エクリチュールの成果(ヴァイオリンとピアノのためのソナチネ)
書法に熟達したのちは、実際の楽器のための作品を出力してみることが肝要かと思われます。
Sonatine for violin and piano 1st.movement (Atsushi Goto) 後藤厚 ヴァイオリンとピアノのためのソナチネ 第1楽章
3楽章からなるヴァイオリンとピアノのためのソナチネ。第1楽章はソナタ形式です。
調性のシステムによる音楽ですが、長調と短調を織り交ぜる手法が技術的な勘どころでした。このバランスをしくじると実に陳腐な音の連なりになってしまいます。

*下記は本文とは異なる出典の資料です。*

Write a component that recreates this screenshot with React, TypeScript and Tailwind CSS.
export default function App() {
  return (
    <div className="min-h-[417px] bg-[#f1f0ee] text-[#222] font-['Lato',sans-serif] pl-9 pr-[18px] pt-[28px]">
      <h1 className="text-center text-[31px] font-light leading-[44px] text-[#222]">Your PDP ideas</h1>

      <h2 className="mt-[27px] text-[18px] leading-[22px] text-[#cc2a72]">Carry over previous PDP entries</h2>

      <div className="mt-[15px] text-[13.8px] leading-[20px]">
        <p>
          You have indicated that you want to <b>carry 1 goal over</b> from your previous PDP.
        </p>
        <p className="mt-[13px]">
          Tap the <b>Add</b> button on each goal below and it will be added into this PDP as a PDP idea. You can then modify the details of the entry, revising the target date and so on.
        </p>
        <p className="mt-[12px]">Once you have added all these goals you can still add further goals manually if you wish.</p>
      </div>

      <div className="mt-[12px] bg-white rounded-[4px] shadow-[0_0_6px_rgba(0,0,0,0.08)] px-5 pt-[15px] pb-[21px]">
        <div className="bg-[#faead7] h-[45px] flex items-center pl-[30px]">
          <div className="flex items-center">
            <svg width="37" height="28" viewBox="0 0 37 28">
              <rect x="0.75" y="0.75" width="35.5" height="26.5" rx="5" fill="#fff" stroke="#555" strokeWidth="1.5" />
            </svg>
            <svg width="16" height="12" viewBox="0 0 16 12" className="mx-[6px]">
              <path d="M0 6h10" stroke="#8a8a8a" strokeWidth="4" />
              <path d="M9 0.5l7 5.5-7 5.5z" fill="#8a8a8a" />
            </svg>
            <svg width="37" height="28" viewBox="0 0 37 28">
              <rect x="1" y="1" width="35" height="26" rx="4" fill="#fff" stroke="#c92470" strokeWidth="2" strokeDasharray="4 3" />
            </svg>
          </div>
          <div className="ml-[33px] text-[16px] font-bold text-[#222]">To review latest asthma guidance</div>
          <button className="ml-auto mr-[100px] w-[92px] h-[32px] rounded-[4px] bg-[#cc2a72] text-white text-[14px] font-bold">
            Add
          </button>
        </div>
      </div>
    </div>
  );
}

楽典的にはホ調ということになりますが、第2楽章はメヌエット風の嬰ニ調、フィナーレは第1楽章と同じくホ調で終止します。
I Allegro
II Andante, un poco rubato
III Allegro spiritoso, quasi volante
曲に実用性を求めるならば、コンサートで実際に弾かれた場合を想定して音楽的な強度を十分に保たねばならないのですが、それは楽器に実際に接触したり音響に触れることによって得なければなりません。エクリチュールは内的な音響を構築する役目といえましょうか。
演奏会ではプレーヤーが外向的にその情熱を発露できる窓口、かつ聴衆の聴覚を引き寄せるような引力を持つ音の連なりが求められます。そのような条件を満たす音楽の作曲を試みました。